Clean Conscience, Clean Water

Listen and understand: it is not what goes into the mouth that defiles a person, but it is what comes out of the mouth that defiles.
Matthew 15:10

This is another one of Jesus' little jokes -- he often taught by turning conventional wisdom on its head. The people who listened to him certainly knew their own dietary laws -- there were things they couldn't allow to pass their lips, or they would become ritually unclean. Jesus knew all that, too: he observed those laws himself. But he made a joke about this thing that everybody knew and obeyed: It's not what you eat with your mouth but what you say,/i> with it, that compromises you.

They all got it immediately, of course. People probably laughed, because the stuffed shirts in the crowd sniffed their disapproval. But even they must have gotten it: it's not being correct that commends us to God and one another. It's being kind.

That said, here is a good example of an instance in which we're not supposed to take what Jesus says literally. He's not saying that it doesn't matter at all what we put in our mouths. Human beings can injure ourselves profoundly by eating or drinking something unclean. We can die from it.

In most parts of every developing nation, obtaining and maintaining a dependable supply of clean drinking water is a constant challenge. Maria and her husband Juan are a good example: their school-age daughter used to have to carry all the water for the family of seven from a stream ten minutes away. Cattle stood in the stream as she drew from it; they used it as a place to drink and cool themselves. It was not clean. The younger children were constantly ill with diarrhea, and the older girl was falling behind in school as a result of her early morning and early evening treks to and from the polluted stream. "We always worried about her walking alone in the dark of the early mornings and evenings. There are poisonous snakes around here,” said Maria.

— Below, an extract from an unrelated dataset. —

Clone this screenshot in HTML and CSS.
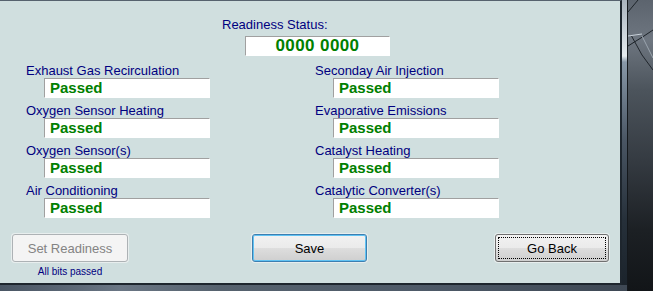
FILE: index.html
```html
<!DOCTYPE html>
<html lang="en">
<head>
    <meta charset="UTF-8">
    <title>Readiness Status</title>
    <link rel="stylesheet" href="styles.css">
</head>
<body>

<div class="desk">
    <div class="frame">
        <div class="panel">
            <!-- Status header -->
            <div class="status">
                <div class="label">Readiness Status:</div>
                <div class="status-box">0000 0000</div>
            </div>

            <!-- Monitors -->
            <div class="monitors">
                <div class="field">
                    <div class="label">Exhaust Gas Recirculation</div>
                    <div class="value">Passed</div>
                </div>
                <div class="field">
                    <div class="label">Seconday Air Injection</div>
                    <div class="value">Passed</div>
                </div>
                <div class="field">
                    <div class="label">Oxygen Sensor Heating</div>
                    <div class="value">Passed</div>
                </div>
                <div class="field">
                    <div class="label">Evaporative Emissions</div>
                    <div class="value">Passed</div>
                </div>
                <div class="field">
                    <div class="label">Oxygen Sensor(s)</div>
                    <div class="value">Passed</div>
                </div>
                <div class="field">
                    <div class="label">Catalyst Heating</div>
                    <div class="value">Passed</div>
                </div>
                <div class="field">
                    <div class="label">Air Conditioning</div>
                    <div class="value">Passed</div>
                </div>
                <div class="field">
                    <div class="label">Catalytic Converter(s)</div>
                    <div class="value">Passed</div>
                </div>
            </div>

            <!-- Buttons -->
            <div class="actions">
                <div class="set-col">
                    <button class="button" disabled>Set Readiness</button>
                    <div class="note">All bits passed</div>
                </div>
                <button class="button save">Save</button>
                <button class="button back"><span>Go Back</span></button>
            </div>
        </div>
        <div class="bottom-bar"></div>
    </div>
    <div class="wall">
        <svg width="25" height="291" viewBox="0 0 25 291">
            <polyline points="0,12 10,0" fill="none" stroke="#1e242a" stroke-width="1"/>
            <polyline points="0,46 16,36 25,30" fill="none" stroke="#1c2228" stroke-width="1"/>
            <polyline points="3,35 14,55 25,70" fill="none" stroke="#20262c" stroke-width="1"/>
            <polyline points="0,36 14,34" fill="none" stroke="#c8d0d8" stroke-width="1"/>
            <polyline points="14,36 25,58" fill="none" stroke="#9aa4ae" stroke-width="1"/>
        </svg>
    </div>
</div>

</body>
</html>
```

FILE: styles.css
```css
body {
    margin: 0;
    padding: 0;
    font-family: "Liberation Sans", Arial, sans-serif;
    background-color: #1a1e22;
    overflow: hidden;
}

.desk {
    display: flex;
    height: 291px;
}

/* window frame around the panel */
.frame {
    width: 628px;
    height: 291px;
    box-sizing: border-box;
    border-right: 1px solid #14181c;
    background: linear-gradient(to bottom, #aab4be 0px, #e6ecf0 56px, #8898a8 62px, #4a5664 140px, #26303a 220px, #1a222a 291px);
    display: flex;
    flex-direction: column;
}

.panel {
    width: 622px;
    height: 285px;
    box-sizing: border-box;
    background-color: #d0dfdf;
    border-top: 1px solid #56626e;
    border-right: 2px solid #1e262e;
    border-bottom: 2px solid #1e262e;
    padding-top: 16px;
}

.bottom-bar {
    width: 627px;
    height: 6px;
    background: linear-gradient(to right, #4a5664 0px, #5e6a78 80px, #6a7684 120px, #56626e 220px, #4e5a68 420px, #3e4854 627px);
}

.wall {
    flex: 1;
    background: linear-gradient(to bottom, #5c646e 0px, #6e7680 40px, #4c545c 90px, #353b42 160px, #1c2024 230px, #121518 291px);
}

.wall svg {
    display: block;
}

.label {
    font-size: 13px;
    line-height: 15px;
    color: #000080;
    white-space: nowrap;
}

.status {
    padding-left: 222px;
}

.status-box {
    width: 145px;
    height: 20px;
    box-sizing: border-box;
    margin: 4px 0 0 23px;
    background-color: #fff;
    border: 1px solid #fff;
    border-top-color: #a0a0a0;
    border-left-color: #a0a0a0;
    color: #008000;
    font-weight: bold;
    font-size: 17px;
    line-height: 18px;
    letter-spacing: 0.4px;
    text-align: center;
}

.monitors {
    display: grid;
    grid-template-columns: 289px 1fr;
    row-gap: 5px;
    padding-left: 26px;
    margin-top: 7px;
}

.value {
    width: 166px;
    height: 20px;
    box-sizing: border-box;
    margin-left: 18px;
    padding-left: 5px;
    background-color: #fff;
    border: 1px solid #fff;
    border-top-color: #a0a0a0;
    border-left-color: #a0a0a0;
    color: #008000;
    font-weight: bold;
    font-size: 15px;
    line-height: 18px;
}

.actions {
    display: flex;
    align-items: flex-start;
    margin-top: 16px;
    padding-left: 12px;
}

.set-col {
    display: flex;
    flex-direction: column;
    align-items: center;
}

.button {
    width: 115px;
    height: 28px;
    box-sizing: border-box;
    font-family: "Liberation Sans", Arial, sans-serif;
    font-size: 13px;
    color: #000;
    background: linear-gradient(to bottom, #f2f2f2 0%, #ebebeb 48%, #dddddd 52%, #cfcfcf 100%);
    border: 1px solid #707070;
    border-radius: 3px;
    box-shadow: 0 0 0 1px #e8eeee;
    padding: 0;
    cursor: pointer;
}

.button:disabled {
    width: 116px;
    color: #838383;
    background: #f4f4f4;
    border-color: #adb2b5;
    cursor: default;
}

.note {
    font-size: 10px;
    line-height: 12px;
    color: #000080;
    margin-top: 4px;
}

.button.save {
    margin-left: 124px;
    border: 1px solid #3c7fb1;
    box-shadow: inset 0 0 0 1px #61c3f3, 0 0 0 1px #e8eeee;
}

.button.back {
    width: 114px;
    margin-left: 128px;
    padding: 2px;
}

.button.back span {
    display: flex;
    align-items: center;
    justify-content: center;
    height: 100%;
    border: 1px dotted #000;
    box-sizing: border-box;
}
```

The village of Bijagua, Nicaragua, where the family lives, sought help from El Porvenir, a Nicaraguan organization dedicated to helping poor communtiies like theirs in many ways, including developing safe sourcing of water. El Porvenir is a partner of Episcopal Relief & Development in the delivery of these structures, as well as in the education of poor communities in keeping the water supply clean and safe.

Jesus was right: spiritually, what you say matters more than what you eat. But the health reality is this: the food and water we eat must be clean, or our bodies will sicken and even die -- diarrhea is a major killer of children under five throughout the developing world. They deserve the chance to get old enough to learn the spiritual distinctions of which Jesus teaches in today's gospel.